New Kenyan wildlife bill
            The Wildlife Conservation and Management (Amendment) Bill, 2004 placed before the Kenyan parliament last year has been revived. An article in today’s Daily Nation calls the present approach to wildlife management a total failure, and applauds this new attempt which recognizes sustainable use as a valid principle for property owners in managing the wildlife on their own land.
            The article explains that while in the past there has been technical acceptance of both consumptive and non-consumptive utilization of game animals, in practice it has been non-consumptive that has been heavily favoured.
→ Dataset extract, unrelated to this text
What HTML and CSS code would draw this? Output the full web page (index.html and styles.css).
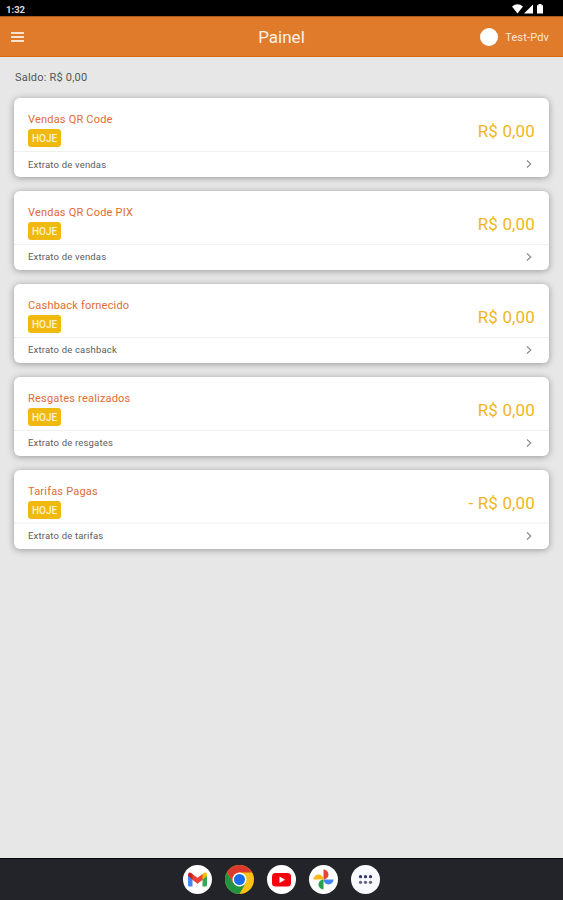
FILE: index.html
```html
<!DOCTYPE html>
<html lang="pt-BR">
<head>
  <meta charset="UTF-8">
  <meta name="viewport" content="width=device-width, initial-scale=1.0">
  <title>Painel</title>
  <link rel="stylesheet" href="styles.css">
</head>
<body>
  <div class="status-bar">
    <span class="clock">1:32</span>
    <svg class="status-icons" width="32" height="10" viewBox="0 0 32 10">
      <path d="M0 2.4Q5.5-1.8 11 2.4L5.5 9.5Z"/>
      <path d="M12 9.5L21 0.5V9.5Z"/>
      <path d="M25 1.3h1.5V0h3v1.3H31V9.5H25Z"/>
    </svg>
  </div>

  <header class="header">
    <button class="menu" aria-label="Menu"><span></span><span></span><span></span></button>
    <h1>Painel</h1>
    <div class="user">
      <span class="avatar"></span>
      <span class="user-name">Test-Pdv</span>
    </div>
  </header>

  <main class="content">
    <p class="balance">Saldo: R$ 0,00</p>

    <section class="card">
      <div class="card-body">
        <div>
          <h2>Vendas QR Code</h2>
          <span class="badge">HOJE</span>
        </div>
        <div class="amount">R$ 0,00</div>
      </div>
      <a class="card-link">Extrato de vendas
        <svg class="chevron" width="6" height="8" viewBox="0 0 6 8"><path d="M1 0.5L4.8 4L1 7.5"/></svg>
      </a>
    </section>

    <section class="card">
      <div class="card-body">
        <div>
          <h2>Vendas QR Code PIX</h2>
          <span class="badge">HOJE</span>
        </div>
        <div class="amount">R$ 0,00</div>
      </div>
      <a class="card-link">Extrato de vendas
        <svg class="chevron" width="6" height="8" viewBox="0 0 6 8"><path d="M1 0.5L4.8 4L1 7.5"/></svg>
      </a>
    </section>

    <section class="card">
      <div class="card-body">
        <div>
          <h2>Cashback fornecido</h2>
          <span class="badge">HOJE</span>
        </div>
        <div class="amount">R$ 0,00</div>
      </div>
      <a class="card-link">Extrato de cashback
        <svg class="chevron" width="6" height="8" viewBox="0 0 6 8"><path d="M1 0.5L4.8 4L1 7.5"/></svg>
      </a>
    </section>

    <section class="card">
      <div class="card-body">
        <div>
          <h2>Resgates realizados</h2>
          <span class="badge">HOJE</span>
        </div>
        <div class="amount">R$ 0,00</div>
      </div>
      <a class="card-link">Extrato de resgates
        <svg class="chevron" width="6" height="8" viewBox="0 0 6 8"><path d="M1 0.5L4.8 4L1 7.5"/></svg>
      </a>
    </section>

    <section class="card card-fees">
      <div class="card-body">
        <div>
          <h2>Tarifas Pagas</h2>
          <span class="badge">HOJE</span>
        </div>
        <div class="amount">- R$ 0,00</div>
      </div>
      <a class="card-link">Extrato de tarifas
        <svg class="chevron" width="6" height="8" viewBox="0 0 6 8"><path d="M1 0.5L4.8 4L1 7.5"/></svg>
      </a>
    </section>
  </main>

  <nav class="taskbar">
    <!-- Gmail -->
    <svg width="29" height="29" viewBox="0 0 29 29">
      <circle cx="14.5" cy="14.5" r="14.5" fill="#fff"/>
      <path d="M5 10L9.5 13V21.5H6.5Q5 21.5 5 20Z" fill="#4285f4"/>
      <path d="M24 10L19.5 13V21.5H22.5Q24 21.5 24 20Z" fill="#34a853"/>
      <path d="M9 8.7L14.5 12.8L20 8.7V14.5L14.5 18.7L9 14.5Z" fill="#ea4335"/>
      <path d="M5 11V9.5Q5.5 6 9.5 9V14.5Z" fill="#c5221f"/>
      <path d="M24 11V9.5Q23.5 6 19.5 9V14.5Z" fill="#fbbc04"/>
    </svg>
    <!-- Chrome -->
    <svg width="29" height="29" viewBox="0 0 29 29">
      <circle cx="14.5" cy="14.5" r="14.5" fill="#fbc116"/>
      <path d="M14.5 14.5L8.4 18L1.9 7.2A14.5 14.5 0 0 0 14.5 29L20.6 18Z" fill="#229342"/>
      <path d="M1.9 7.2A14.5 14.5 0 0 1 27.1 7.5H14.5L8.4 18Z" fill="#dc3a2d"/>
      <circle cx="14.5" cy="14.5" r="7" fill="#fff"/>
      <circle cx="14.5" cy="14.5" r="5.5" fill="#1a6de8"/>
    </svg>
    <!-- YouTube -->
    <svg width="29" height="29" viewBox="0 0 29 29">
      <circle cx="14.5" cy="14.5" r="14.5" fill="#fff"/>
      <rect x="5" y="8" width="19" height="13.5" rx="3.5" fill="#f8000c"/>
      <path d="M12.5 11.5V18L18 14.7Z" fill="#fff"/>
    </svg>
    <!-- Photos -->
    <svg width="29" height="29" viewBox="0 0 29 29">
      <circle cx="14.5" cy="14.5" r="14.5" fill="#fff"/>
      <path d="M14.5 14.5V4.5A5 5 0 0 1 14.5 14.5Z" fill="#ea4335"/>
      <path d="M14.5 14.5H24.5A5 5 0 0 1 14.5 14.5Z" fill="#4285f4"/>
      <path d="M14.5 14.5V24.5A5 5 0 0 1 14.5 14.5Z" fill="#24a34c"/>
      <path d="M14.5 14.5H4.5A5 5 0 0 1 14.5 14.5Z" fill="#f8b91b"/>
    </svg>
    <!-- All apps -->
    <svg width="29" height="29" viewBox="0 0 29 29">
      <circle cx="14.5" cy="14.5" r="14.5" fill="#f8f8ff"/>
      <g fill="#303469">
        <circle cx="9.5" cy="11.7" r="1.6"/>
        <circle cx="14.5" cy="11.7" r="1.6"/>
        <circle cx="19.5" cy="11.7" r="1.6"/>
      </g>
      <g fill="#62627a">
        <circle cx="9.5" cy="17.3" r="1.6"/>
        <circle cx="14.5" cy="17.3" r="1.6"/>
        <circle cx="19.5" cy="17.3" r="1.6"/>
      </g>
    </svg>
  </nav>
</body>
</html>
```
FILE: styles.css
```css
* {
  box-sizing: border-box;
}
body {
  display: flex;
  flex-direction: column;
  height: 900px;
  margin: 0;
  background: #e7e7e7;
  font-family: Roboto, sans-serif;
  overflow: hidden;
}
h1, h2, p {
  margin: 0;
}
.status-bar {
  display: flex;
  justify-content: space-between;
  height: 16px;
  padding: 4px 19px 0 6px;
  background: #000;
}
.clock {
  font-size: 9.5px;
  font-weight: bold;
  line-height: 11px;
  color: #ddd;
}
.status-icons {
  fill: #fff;
}
.header {
  display: grid;
  grid-template-columns: 1fr auto 1fr;
  align-items: center;
  height: 41px;
  padding: 0 14px 0 11px;
  background: #e07b2b;
  border-top: 1px solid #a85a20;
  border-bottom: 1px solid #d9680f;
  color: #fff;
}
.menu {
  display: flex;
  flex-direction: column;
  gap: 2px;
  width: 13px;
  padding: 0;
  border: 0;
  background: none;
}
.menu span {
  height: 2px;
  background: #fbe3d0;
}
h1 {
  padding-left: 3px;
  font-size: 17px;
  font-weight: normal;
  color: #fff1e5;
}
.user {
  display: flex;
  align-items: center;
  justify-content: flex-end;
  gap: 7px;
}
.avatar {
  width: 18px;
  height: 18px;
  border-radius: 50%;
  background: #fff;
}
.user-name {
  padding-top: 1px;
  font-size: 11px;
  letter-spacing: 0.15px;
  color: #fde6d5;
}
.content {
  flex: 1;
  padding: 13px 14px 0;
}
.balance {
  height: 28px;
  padding-left: 1px;
  font-size: 11px;
  letter-spacing: 0.2px;
  line-height: 15px;
  color: #555;
}
.card {
  height: 79px;
  margin-bottom: 13.9px;
  border-radius: 6px;
  background: #fff;
  box-shadow: 0 1px 7px rgba(0,0,0,0.35);
}
.card-body {
  display: flex;
  justify-content: space-between;
  height: 54px;
  padding: 14px 14px 0;
  border-bottom: 1px solid #f0f0f0;
}
.card-fees .card-body {
  border-bottom: 2px solid #f7f7f7;
}
h2 {
  height: 17px;
  font-size: 11px;
  font-weight: normal;
  letter-spacing: 0.2px;
  line-height: 15px;
  color: #e06c35;
}
.badge {
  display: block;
  width: 33px;
  height: 18px;
  border-radius: 3px;
  background: #efb90f;
  font-size: 10px;
  font-weight: 500;
  line-height: 19px;
  text-align: center;
  color: #fff3c8;
}
.amount {
  padding-top: 9px;
  font-size: 17px;
  letter-spacing: 0.15px;
  line-height: 20px;
  color: #efb61c;
}
.card-link {
  display: flex;
  align-items: center;
  justify-content: space-between;
  height: 25px;
  padding: 0 17px 1px 14px;
  font-size: 9.5px;
  letter-spacing: 0.18px;
  color: #5c5c5c;
}
.chevron {
  fill: none;
  stroke: #888;
  stroke-width: 1.1;
}
.taskbar {
  display: flex;
  justify-content: center;
  align-items: center;
  gap: 13.2px;
  height: 42px;
  background: #232429;
  border-top: 1px solid #08080a;
}
```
            Refreshingly, the article says: “historical evidence shows that the country is largely beholden to the landowners who have continued to conserve and protect wildlife on their land despite hostile policies and economic disincentives”. Years of prevention of trophy hunting and game harvesting have caused a profound degradation in wildlife populations. The attention of wildlife authorities has been heavily concentrated on protection and government lands. Lack of policy stability and poor economic returns have handicapped property owners in their own ability to support wildlife. The net result has been loss of numbers and worsening conditions for many species.
            The article calls for a fresh examination of the bill, which would have as part of its platform the legitimacy of hunting.